Une coalition sans structures formellement constituées

Mais, plongés dans la gestion de l’État à l’issue d’une présidentielle dont les résultats ont été controversés, Félix Tshisekedi et Vital Kamerhe n’ont visiblement pas eu le temps d’organiser leur coalition. Sept mois après sa constitution officielle à Nairobi, le Cach ne dispose toujours pas des structures formellement établies.
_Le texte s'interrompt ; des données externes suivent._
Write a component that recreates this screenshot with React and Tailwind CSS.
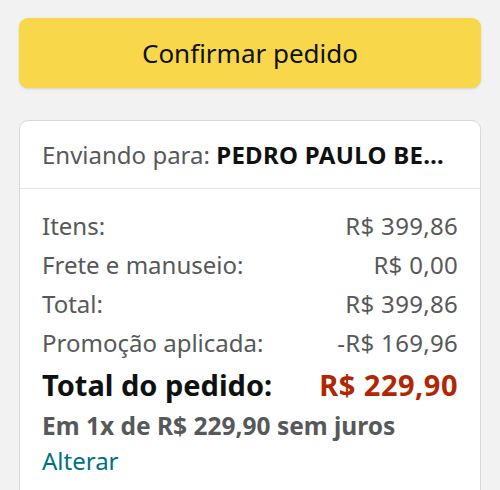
export default function App() {
  const rows = [
    ['Itens:', 'R$ 399,86'],
    ['Frete e manuseio:', 'R$ 0,00'],
    ['Total:', 'R$ 399,86'],
    ['Promoção aplicada:', '-R$ 169,96'],
  ];

  return (
    <div className="min-h-[490px] bg-[#f2f2f2] px-[19px] pt-[18px] pb-6 font-['Noto_Sans',sans-serif]">
      <button className="w-full h-[70px] rounded-[9px] bg-[#f8d84a] text-[#0f1111] text-[26px] shadow-sm">
        Confirmar pedido
      </button>

      <div className="mt-[32px] bg-white border border-[#d5d9d9] rounded-[9px]">
        <div className="h-[68px] flex items-center pl-[22px] pr-[24px] border-b border-[#e3e6e6] text-[24px] whitespace-nowrap overflow-hidden">
          <span className="text-[#565959]">Enviando para:&nbsp;</span>
          <span className="font-bold text-[#0f1111] truncate tracking-[0.3px]">PEDRO PAULO BERNARDES</span>
        </div>

        <div className="px-[22px] pt-[17px] pb-8">
          {rows.map(([label, value]) => (
            <div key={label} className="flex justify-between items-center h-[39px] text-[24px] text-[#565959]">
              <span>{label}</span>
              <span className="tracking-[0.3px]">{value}</span>
            </div>
          ))}
          <div className="flex justify-between items-center h-[46px] text-[29px] font-bold">
            <span className="text-[#0f1111]">Total do pedido:</span>
            <span className="text-[#b12704] tracking-[0.5px]">R$ 229,90</span>
          </div>
          <div className="h-[36px] flex items-center text-[24.5px] font-bold text-[#565959]">
            Em 1x de R$ 229,90 sem juros
          </div>
          <div className="h-[34px] flex items-center text-[24px] text-[#007185]">Alterar</div>
        </div>
      </div>
    </div>
  );
}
Autour des deux hommes, l’on indique qu’il était prévu que Félix Tshisekedi soit solennellement consacré comme l’ « autorité morale » de la coalition et Vital Kamerhe en devienne le coordonnateur. Mais, les batailles fratricides que se livrent en sourdine les proches de l’un et l’autre ne seraient pas non plus étrangères au statu quo constaté.
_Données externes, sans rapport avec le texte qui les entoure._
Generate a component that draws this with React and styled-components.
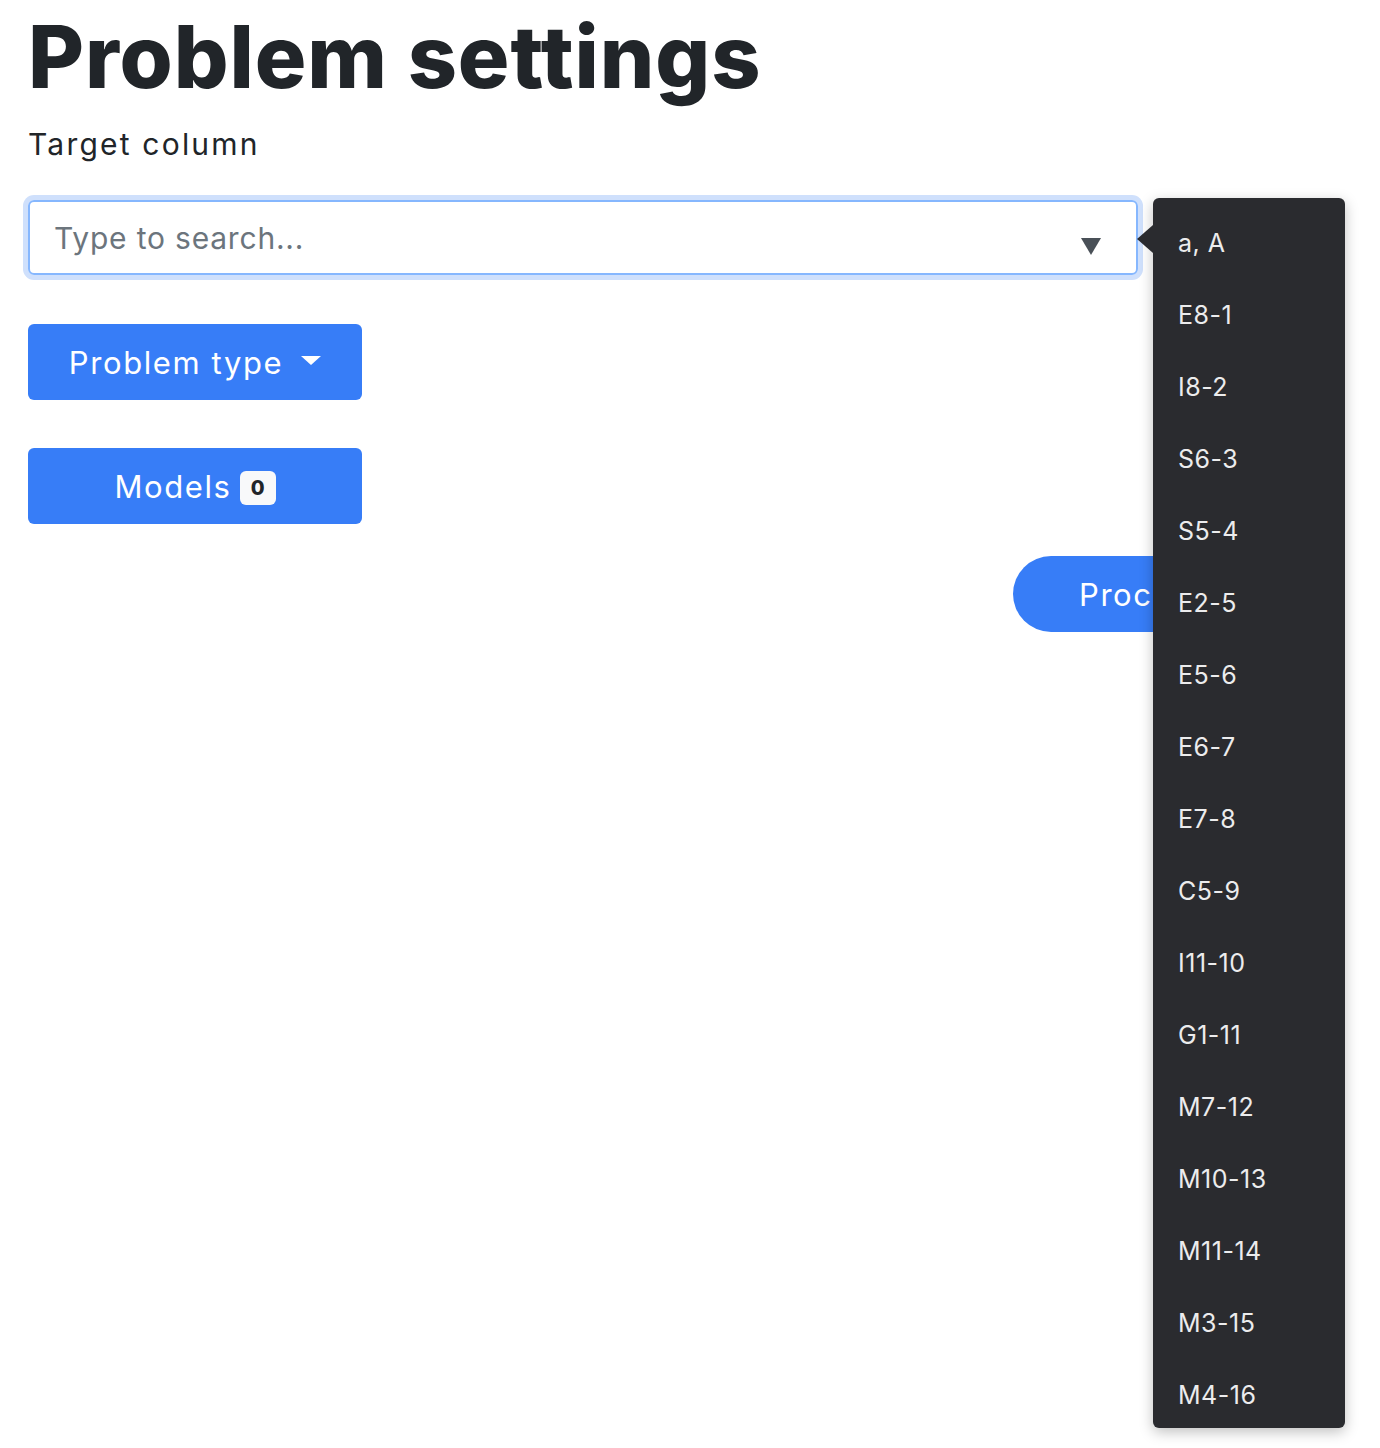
import React from 'react';
import styled, { createGlobalStyle } from 'styled-components';

const GlobalStyle = createGlobalStyle`
  body {
    margin: 0;
    background: #fff;
    font-family: Inter, "Noto Sans", sans-serif;
    color: #212529;
  }
`;

const Page = styled.div`
  padding: 0 28px;
  height: 1448px;
  overflow: hidden;
`;

const Title = styled.h1`
  margin: 0;
  padding-top: 14px;
  font-size: 86px;
  font-weight: 800;
  line-height: 1;
  letter-spacing: 0.9px;
  color: #212529;
`;

const Label = styled.div`
  margin-top: 26px;
  font-size: 30px;
  line-height: 1.2;
  letter-spacing: 2.2px;
  color: #212529;
`;

const SearchWrap = styled.div`
  position: relative;
  width: 1110px;
  margin-top: 38px;
`;

const SearchBox = styled.div`
  display: flex;
  align-items: center;
  justify-content: space-between;
  height: 75px;
  box-sizing: border-box;
  padding: 0 35px 0 24px;
  border: 2px solid #86b7fe;
  border-radius: 6px;
  box-shadow: 0 0 0 5px #cfe0fc;
`;

const Placeholder = styled.span`
  font-size: 30px;
  letter-spacing: 0.8px;
  color: #6c757d;
`;

const Caret = styled.span`
  width: 0;
  height: 0;
  margin-top: 17px;
  border-left: 10px solid transparent;
  border-right: 10px solid transparent;
  border-top: 17px solid #495057;
`;

const Menu = styled.div`
  position: absolute;
  top: -2px;
  left: 1125px;
  width: 192px;
  padding: 0 0 6px;
  background: #2a2b2f;
  border-radius: 6px;
  box-shadow: 0 4px 14px rgba(0, 0, 0, 0.25);
  z-index: 10;

  &::before {
    content: '';
    position: absolute;
    left: -16px;
    top: 27px;
    border-top: 14px solid transparent;
    border-bottom: 14px solid transparent;
    border-right: 16px solid #2a2b2f;
  }
`;

const MenuItem = styled.div`
  height: 72px;
  box-sizing: border-box;
  padding: 18px 0 0 25px;
  display: flex;
  align-items: center;
  font-family: Inter, Roboto, sans-serif;
  font-size: 25px;
  letter-spacing: 0.5px;
  color: #ececed;
`;

const ActionButton = styled.button`
  display: flex;
  align-items: center;
  justify-content: center;
  gap: 8px;
  width: 334px;
  height: 76px;
  margin-top: ${(p) => p.$top}px;
  border: none;
  border-radius: 6px;
  background: #377df7;
  color: #fff;
  font-family: Inter, "Noto Sans", sans-serif;
  font-size: 31px;
  letter-spacing: 1.6px;
  padding: 0;
`;

const DownCaret = styled.span`
  width: 0;
  height: 0;
  margin-left: 10px;
  margin-top: -4px;
  border-left: 10px solid transparent;
  border-right: 10px solid transparent;
  border-top: 9px solid #fff;
`;

const Badge = styled.span`
  display: inline-flex;
  align-items: center;
  justify-content: center;
  width: 36px;
  height: 34px;
  margin-top: 4px;
  border-radius: 6px;
  background: #f8f9fa;
  color: #212529;
  font-size: 20px;
  font-weight: 800;
  letter-spacing: 0;
`;

const ProceedRow = styled.div`
  display: flex;
  justify-content: flex-end;
  width: 1250px;
  margin-top: 32px;
`;

const PillButton = styled.button`
  height: 76px;
  padding: 0 66px;
  border: none;
  border-radius: 38px;
  background: #377df7;
  color: #fff;
  font-family: Inter, "Noto Sans", sans-serif;
  font-size: 31px;
  letter-spacing: 1.5px;
`;

const items = [
  'a, A', 'E8-1', 'I8-2', 'S6-3', 'S5-4', 'E2-5', 'E5-6', 'E6-7', 'E7-8',
  'C5-9', 'I11-10', 'G1-11', 'M7-12', 'M10-13', 'M11-14', 'M3-15', 'M4-16',
];

export default function App() {
  return (
    <>
      <GlobalStyle />
      <Page>
        <Title>Problem settings</Title>
        <Label>Target column</Label>
        <SearchWrap>
          <SearchBox>
            <Placeholder>Type to search...</Placeholder>
            <Caret />
          </SearchBox>
          <Menu>
            {items.map((it) => (
              <MenuItem key={it}>{it}</MenuItem>
            ))}
          </Menu>
        </SearchWrap>
        <ActionButton $top={49}>
          Problem type <DownCaret />
        </ActionButton>
        <ActionButton $top={48}>
          Models <Badge>0</Badge>
        </ActionButton>
        <ProceedRow>
          <PillButton>Proceed</PillButton>
        </ProceedRow>
      </Page>
    </>
  );
}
Sans compte la difficile répartition encore des postes ministériels entre l’UDPS et l’UNC, mais aussi leurs principaux alliés notamment Tryphon Kin-Kiey Mulumba et Charles Bofasa Djema, sous le regard de Kitenge Yesu, haut-représentant du chef de l’État et l’un des négociateurs de Cach dans les tractations avec le Front commun pour le Congo (FCC) de l’ex-président Joseph Kabila. Dans ces conditions, le Cach tiendra-t-il encore combien de temps ? « Aujourd’hui, Félix Tshisekedi et Vital Kamerhe sont comme des frères siamois : si l’un s’en va, l’autre ne survivra pas », répond leur ami commun. Mais il n’est pas certain que leurs lieutenants respectifs partagent cette métaphore.